A More Tactical Way to Prototype

Mike Peña, Stanford University March 13, 2016

If you ask, experienced entrepreneurs will make it very clear how difficult their job is, and how slim your chances are of launching the next Uber or Facebook. And yet, around the world, the allure of entrepreneurship grows stronger by the day. It coincides with the mantra that innovation is the answer to all of life’s shortcomings.

So, especially in innovation hubs like Silicon Valley, everyone wants to “do a startup” just to do it. And we’re doing it at a time when books, classes and other resources have all but demystified the art of entrepreneurship and turned it into a step-by-step process. Couple that with readily available startup money from a crowded field of venture capitalists competing to back that next game-changer, and you can go from zero to launch in no time.

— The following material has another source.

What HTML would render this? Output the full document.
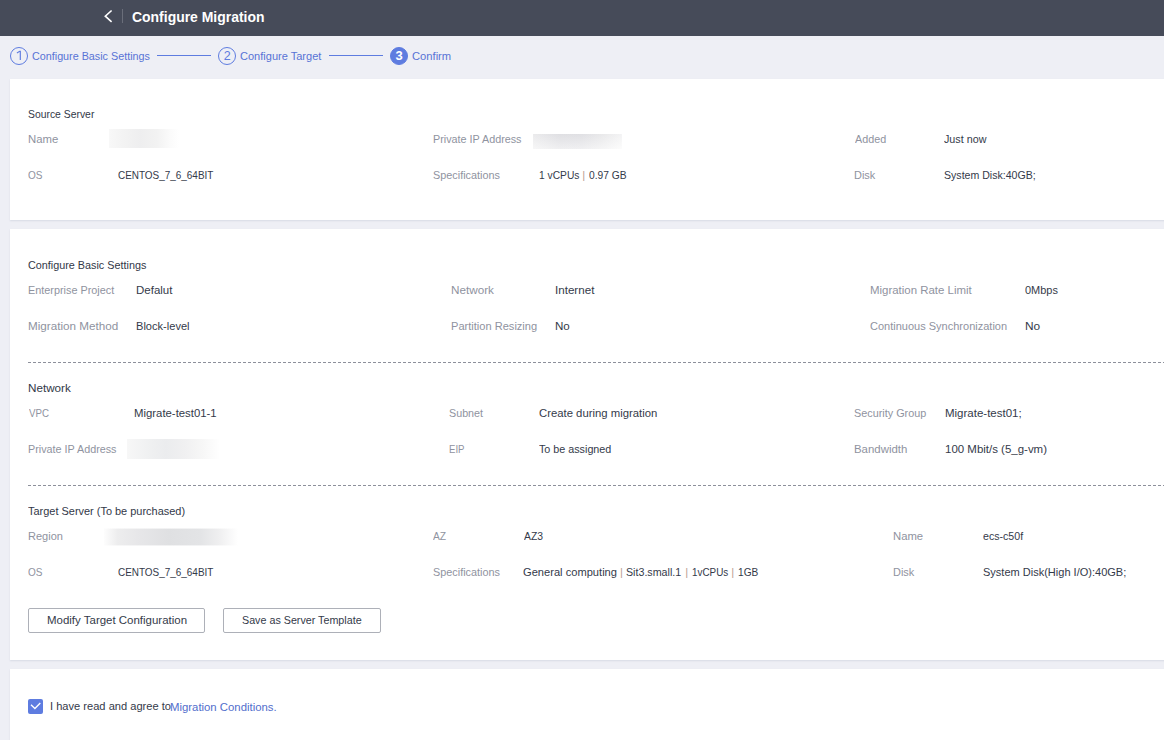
<!DOCTYPE html>
<html>
<head>
<meta charset="utf-8">
<title>Configure Migration</title>
<style>
*{box-sizing:border-box;margin:0;padding:0}
html,body{width:1164px;height:740px;overflow:hidden}
body{position:relative;background:#eeeff5;font-family:"Liberation Sans",sans-serif;font-size:11.5px;color:#343a4a}
.hdr{position:absolute;left:0;top:0;width:1164px;height:36px;background:#464b59}
.hdr .sep{position:absolute;left:122px;top:9px;width:1px;height:14px;background:#6a6e7a}
.hdr .ttl{position:absolute;left:131.5px;top:8px;line-height:18px;font-size:15.5px;transform:scaleX(.9);font-weight:bold;color:#fff;white-space:nowrap;transform-origin:0 50%}
.hdr svg{position:absolute;left:102px;top:9px}
.circ{position:absolute;top:47px;width:18px;height:18px;border-radius:50%;border:1px solid #5e7ce0;color:#5e7ce0;text-align:center;line-height:16px;font-size:12.5px;text-indent:.4px}
.circ.on{background:#5e7ce0;color:#fff;font-weight:bold;font-size:13px}
.ln{position:absolute;top:55px;height:1px;background:#5e7ce0}
.card{position:absolute;left:10px;width:1160px;background:#fff;box-shadow:0 1px 1.5px rgba(196,199,214,.5)}
.t{position:absolute;white-space:nowrap;line-height:16px;height:16px;transform-origin:0 50%}
.l{color:#8f93a0}
.h{color:#323848}
.s{color:#5873d6}
.a{color:#526ecc}
.p{color:#bd9f94}
.dash{position:absolute;left:28px;width:1140px;height:1px;background:repeating-linear-gradient(90deg,#8d909b 0,#8d909b 3px,transparent 3px,transparent 5px)}
.blur{position:absolute}
.btn{position:absolute;top:608px;height:25px;border:1px solid #adb0b8;border-radius:2px;background:#fff}
.cb{position:absolute;left:28px;top:699px;width:15px;height:15px;border-radius:2px;background:#5e7ce0}
.cb svg{position:absolute;left:0;top:0}
</style>
</head>
<body>
<div class="hdr">
  <svg width="12" height="16" viewBox="0 0 12 16"><path d="M9.6 1.5 L3.3 7.2 L9.6 12.9" fill="none" stroke="#fff" stroke-width="1.6"/></svg>
  <div class="sep"></div>
  <div class="ttl">Configure Migration</div>
</div>

<!-- steps -->
<div class="circ" style="left:10px"><svg width="16" height="16" viewBox="0 0 16 16" style="position:absolute;left:0;top:0"><path d="M5.9 4.9 L8.7 3.3 L9.3 3.3 L9.3 11.9" fill="none" stroke="#5e7ce0" stroke-width="1.15" stroke-linejoin="miter"/></svg></div>
<div class="ln" style="left:157px;width:54px"></div>
<div class="circ" style="left:218px">2</div>
<div class="ln" style="left:329px;width:54px"></div>
<div class="circ on" style="left:390px">3</div>

<!-- cards -->
<div class="card" style="top:79px;height:141px"></div>
<div class="card" style="top:229px;height:431px"></div>
<div class="card" style="top:669px;height:80px"></div>

<div class="dash" style="top:362px"></div>
<div class="dash" style="top:485px"></div>

<div class="btn" style="left:28px;width:177px"></div>
<div class="btn" style="left:223px;width:158px"></div>

<div class="cb"><svg width="15" height="15" viewBox="0 0 15 15"><path d="M3 5.8 L6.9 9.5 L12.3 4" fill="none" stroke="#fff" stroke-width="1.35"/></svg></div>

<!-- text -->
<div class="t h" style="left:28.05px;top:106px;transform:scaleX(0.9025)">Source Server</div>
<div class="t l" style="left:27.66px;top:131px;transform:scaleX(0.9858)">Name</div>
<div class="t l" style="left:432.51px;top:131px;transform:scaleX(0.9375)">Private IP Address</div>
<div class="t l" style="left:854.72px;top:131px;transform:scaleX(0.9367)">Added</div>
<div class="t" style="left:944.42px;top:131px;transform:scaleX(0.9347)">Just now</div>
<div class="t l" style="left:28.21px;top:167px;transform:scaleX(0.8726)">OS</div>
<div class="t" style="left:118.29px;top:167px;transform:scaleX(0.8639)">CENTOS_7_6_64BIT</div>
<div class="t l" style="left:432.82px;top:167px;transform:scaleX(0.9436)">Specifications</div>
<div class="t" style="left:538.95px;top:167px;transform:scaleX(0.8907)">1 vCPUs</div>
<div class="t p" style="left:582.3px;top:167px">|</div>
<div class="t" style="left:588.78px;top:167px;transform:scaleX(0.8906)">0.97 GB</div>
<div class="t l" style="left:853.9px;top:167px;transform:scaleX(0.9533)">Disk</div>
<div class="t" style="left:944.03px;top:167px;transform:scaleX(0.9196)">System Disk:40GB;</div>
<div class="t h" style="left:28.15px;top:257px;transform:scaleX(0.9394)">Configure Basic Settings</div>
<div class="t l" style="left:27.71px;top:282px;transform:scaleX(0.9433)">Enterprise Project</div>
<div class="t" style="left:135.95px;top:282px;transform:scaleX(0.9992)">Defalut</div>
<div class="t l" style="left:450.63px;top:282px;transform:scaleX(1.0176)">Network</div>
<div class="t" style="left:554.8px;top:282px;transform:scaleX(1.0099)">Internet</div>
<div class="t l" style="left:869.86px;top:282px;transform:scaleX(0.9948)">Migration Rate Limit</div>
<div class="t" style="left:1025.26px;top:282px;transform:scaleX(0.9522)">0Mbps</div>
<div class="t l" style="left:27.63px;top:318px;transform:scaleX(1.0157)">Migration Method</div>
<div class="t" style="left:135.99px;top:318px;transform:scaleX(0.9628)">Block-level</div>
<div class="t l" style="left:450.69px;top:318px;transform:scaleX(0.9627)">Partition Resizing</div>
<div class="t" style="left:554.84px;top:318px;transform:scaleX(1.0083)">No</div>
<div class="t l" style="left:870.34px;top:318px;transform:scaleX(0.9572)">Continuous Synchronization</div>
<div class="t" style="left:1024.62px;top:318px;transform:scaleX(1.0309)">No</div>
<div class="t h" style="left:27.63px;top:380px;transform:scaleX(1.0151)">Network</div>
<div class="t l" style="left:28.51px;top:405px;transform:scaleX(0.8461)">VPC</div>
<div class="t" style="left:133.86px;top:405px;transform:scaleX(0.9876)">Migrate-test01-1</div>
<div class="t l" style="left:449.32px;top:405px;transform:scaleX(0.9340)">Subnet</div>
<div class="t" style="left:539.13px;top:405px;transform:scaleX(0.9843)">Create during migration</div>
<div class="t l" style="left:854.22px;top:405px;transform:scaleX(0.9426)">Security Group</div>
<div class="t" style="left:944.85px;top:405px;transform:scaleX(0.9991)">Migrate-test01;</div>
<div class="t l" style="left:27.71px;top:441px;transform:scaleX(0.9375)">Private IP Address</div>
<div class="t l" style="left:449.11px;top:441px;transform:scaleX(0.8378)">EIP</div>
<div class="t" style="left:539.32px;top:441px;transform:scaleX(0.9344)">To be assigned</div>
<div class="t l" style="left:853.86px;top:441px;transform:scaleX(0.9931)">Bandwidth</div>
<div class="t" style="left:944.73px;top:441px;transform:scaleX(0.9974)">100 Mbit/s (5_g-vm)</div>
<div class="t h" style="left:28.31px;top:503px;transform:scaleX(0.9523)">Target Server (To be purchased)</div>
<div class="t l" style="left:27.69px;top:528px;transform:scaleX(0.9583)">Region</div>
<div class="t l" style="left:433.33px;top:528px;transform:scaleX(0.8929)">AZ</div>
<div class="t" style="left:523.73px;top:528px;transform:scaleX(0.9001)">AZ3</div>
<div class="t l" style="left:892.97px;top:528px;transform:scaleX(0.9824)">Name</div>
<div class="t" style="left:983.23px;top:528px;transform:scaleX(0.9235)">ecs-c50f</div>
<div class="t l" style="left:28.21px;top:564px;transform:scaleX(0.8726)">OS</div>
<div class="t" style="left:118.29px;top:564px;transform:scaleX(0.8639)">CENTOS_7_6_64BIT</div>
<div class="t l" style="left:432.82px;top:564px;transform:scaleX(0.9436)">Specifications</div>
<div class="t" style="left:523.34px;top:564px;transform:scaleX(0.9671)">General computing</div>
<div class="t p" style="left:620.1px;top:564px">|</div>
<div class="t" style="left:626.33px;top:564px;transform:scaleX(0.9288)">Sit3.small.1</div>
<div class="t p" style="left:685.2px;top:564px">|</div>
<div class="t" style="left:691.69px;top:564px;transform:scaleX(0.8606)">1vCPUs</div>
<div class="t p" style="left:731.2px;top:564px">|</div>
<div class="t" style="left:737.66px;top:564px;transform:scaleX(0.8814)">1GB</div>
<div class="t l" style="left:893px;top:564px;transform:scaleX(0.9533)">Disk</div>
<div class="t" style="left:983.01px;top:564px;transform:scaleX(0.9579)">System Disk(High I/O):40GB;</div>
<div class="t" style="left:46.95px;top:612px;transform:scaleX(0.9974)">Modify Target Configuration</div>
<div class="t" style="left:242.13px;top:612px;transform:scaleX(0.9326)">Save as Server Template</div>
<div class="t" style="left:49.65px;top:698px;transform:scaleX(0.9653)">I have read and agree to</div>
<div class="t a" style="left:170.26px;top:698.5px;transform:scaleX(0.9868)">Migration Conditions.</div>
<div class="t s" style="left:32.15px;top:48px;transform:scaleX(0.9362)">Configure Basic Settings</div>
<div class="t s" style="left:240.14px;top:48px;transform:scaleX(0.9594)">Configure Target</div>
<div class="t s" style="left:412.13px;top:48px;transform:scaleX(0.9731)">Confirm</div>

<!-- blurred (redacted) values -->
<div class="blur" style="left:109px;top:129px;width:70px;height:19px;background:linear-gradient(90deg,#f8f8f8 0%,#f3f3f3 20%,#eeeeef 45%,#f2f2f2 68%,#fbfbfb 88%,#fff 100%)"></div>
<div class="blur" style="left:533px;top:134px;width:89px;height:15px;background:linear-gradient(180deg,rgba(60,60,80,.035),rgba(255,255,255,.4)),linear-gradient(90deg,#f1f1f2 0%,#e5e5e8 30%,#e6e6e9 55%,#efeff0 78%,#fafafa 100%)"></div>
<div class="blur" style="left:127px;top:439px;width:93px;height:20px;background:linear-gradient(90deg,#f7f7f7 0%,#eff0f1 25%,#ebecee 42%,#f0f0f1 62%,#f7f7f7 82%,#fff 100%)"></div>
<div class="blur" style="left:104px;top:528px;width:134px;height:18px;background:linear-gradient(180deg,rgba(255,255,255,.85) 0,rgba(255,255,255,0) 1.5px,rgba(255,255,255,0) calc(100% - 1.5px),rgba(255,255,255,.85) 100%),linear-gradient(90deg,#fdfdfd 0%,#ededee 10%,#e7e7e9 25%,#dfe0e2 48%,#e3e4e6 72%,#efeff0 86%,#fff 100%)"></div>
</body>
</html>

The challenge is knowing if what you’re building is exactly what customers want before you’ve blown all that capital on hiring top talent and building the actual product. Traditionally, that was called “market research.” Then in 2008, with the introduction of the “lean startup” approach by Eric Ries, entrepreneurs turned to business-hypothesis-driven experimentation and iterative product releases based on customer needs.

At around the same time, Alberto Savoia, a two-time entrepreneur and early employee of Google, began urging entrepreneurs to “pretotype” before they prototype. Savoia was the search giant’s first engineering director and most recently held the title “Innovation Agitator” at Google before leaving in 2012 to focus on spreading his idea to help you ensure that “you are building the right it before you build it right.”

The premise of Savoia’s approach is that most new ideas fail in the marketplace not because they are poorly built or executed, but because they were the wrong idea to pursue in the first place. In his 2011 book Pretotype It — a 75-page manual that begins with the disclaimer that it is itself a pretotype — Savoia states that 90 percent of mobile apps don’t make any money, and 80 percent of startups lose money for the investors.

To show that even the most proven innovators are likely to fail, he includes slides in his standard presentation that are riddled with the logos of killed initiatives at Google and Microsoft.

The Google Graveyard
The Microsoft Morgue (Images courtesy of Pinterest)

“We assume too much, plan too much, hope too much … and test too little,” Savoia says. His approach offers multiple techniques for pretotyping something to determine whether you’re building the “right it.” All are ways to test a product or service with minimal build-out, use of resources or emotional attachment.

For instance, at Stanford, where Savoia is an educator-in-residence, students came up with a potential business idea called “Second-day Sushi.” Would cash-strapped college students buy day-old sushi from a campus eatery if labels said so and offered a 50 percent discount? Would enough of them be persuaded by the catchphrase “Nothin’ fishy about it!” to make Second-day Sushi an idea worth fleshing out further?

Many of Savoia’s pretotyping techniques reflect his clever approach to experimentation and his focus on “time to data”: How quickly can you get real-world data to support or invalidate your idea. For the students, he proposes printing out some simple stickers that say “Second-day Sushi, 1/2 Off” and placing them on half the sushi containers sold at the eatery. Then, he would stand back and count how many students bought sushi that day, and how many of them chose the discounted containers.

From his time at Google, Savoia prefers decisions be backed by numbers. So, he specifies that at least 20 percent of students would have to buy Second-day Sushi to consider it a successful experiment.

Savoia is quick to add that the eatery’s permission might be needed to conduct such a pretotype. But even without it, he says students could be stopped before they bring containers labeled Second-day Sushi to the cash register, told that it was just an experiment, and that they are actually holding fresh fish. And in return for unknowingly participating in this market test, you offer to pay for their lunch.

“Students get a free sushi box and you get real data,” Savoia says, “not just some fuzzy opinion that provides no metric for success.”

This experiment embodies an approach to many of Savoia’s pretotyping techniques, which is, “test before you invest.” And while Savoia acknowledges some overlap between the meaning of pretotype and prototype, he does draw an important distinction:

“A key difference between pretotypes and prototypes is that the cost and timeframe for pretotyping is at the lowest end of the spectrum that is usually covered by prototyping,” he explains in his book. “It’s acceptable for a prototype to take months or years of development and cost millions of dollars. In contrast, it’s definitely not acceptable for a pretotype to take that long or cost that much.”

He adds, “One of my standard challenges is the ‘24/24.’ Can you get me real-world data in 24 hours or less for $24 or less?”